Erguvan bize umudu ve güzelliği hatırlattığı kadar hayatın geçiciliğini de anlatıyor. Fotoğraflarını çekelim desek de aynı hissi vermemiz de yaşatmamız da mümkün değil. Sabahleyin Erguvan ve mor sümbüller eşliğinde İstanbul’u temaşa etmek için refikamla Salacak sırtlarına çıktık. Erken saatlerde aşağı inen bir merdivene sırtını dayamış köşkün duvarında mor sümbüller vardı. Fotoğraf çekilmek istedik bu harikulade manzaradan bir hatıra kalsın diye. Çektiğimiz fotoğraf yaşadığımız hissi tanımlamaktan acizdi. O anı yaşamak için orada olması gerekiyordu insanın. Rengi görmek, sesi duymak ve rüzgarı hissetmek için.
Hayat bir demdir ve gelip geçiyor. İçinde güzellikler de var çok şükür. Güzelliklerin solacağını ve çiçeklerin yerlere düşeceğini biliyoruz. Buna rağmen neden sevinmeye umut etmeye devam ediyoruz? Binlerce yıldır devam eden bir mesajı, her sene bizlere yeniden gelen mektubu severek açıyoruz. Güzel renkleriyle İstanbul tabloya dönüşüyor, deniz daha güzel mimari daha şirin oluyor. O’ndan geldiğimizi ve yine dönüşümüzün O’na olacağını bilerek dünya mevsimindeki günlerimizi geçiriyoruz.
Sonra? Mevsim değişiyor ve renkler kayboluyor. Ağaç durdukça yeniden aynı renge bürüneceğini umut ediyoruz. Ertesi yıl erguvanların soğuk hava nedeniyle yanmamasını ve çiçek açmasını diliyoruz.
Ahşabın hayatımızdan çıktığı, betonlar içinde nefes aldığımız günümüz mimari anlayışında erguvan bize tabiatın ayarlarıyla insanlık değerlerimizi gösteriyor. Baktıkça içimiz açılıyor, umudumuz artıyor.
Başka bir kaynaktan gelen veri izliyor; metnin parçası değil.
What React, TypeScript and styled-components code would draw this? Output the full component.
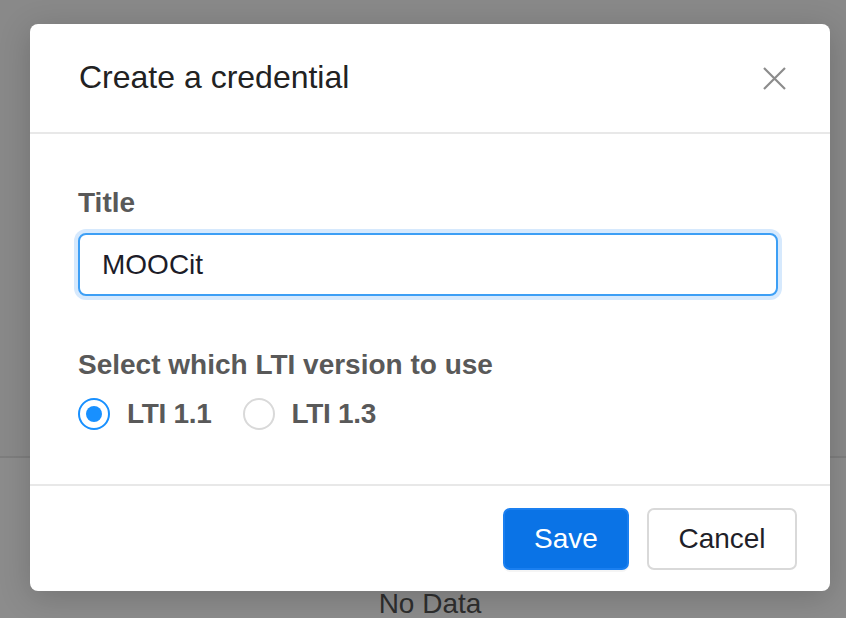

Bilmek için okumak yetebilir ama idrak etmek için bazen yaşamak gerekiyor. Allah’ın rahmetinin tecellisini görmek için erguvanlara yolculuk yapmak iyi geliyor. Her bahar rahmetli Akif Emre’nin yaptığı gibi… Bin yıldan fazla süre önce Kutadgu Bilig’de benzetildiği gibi.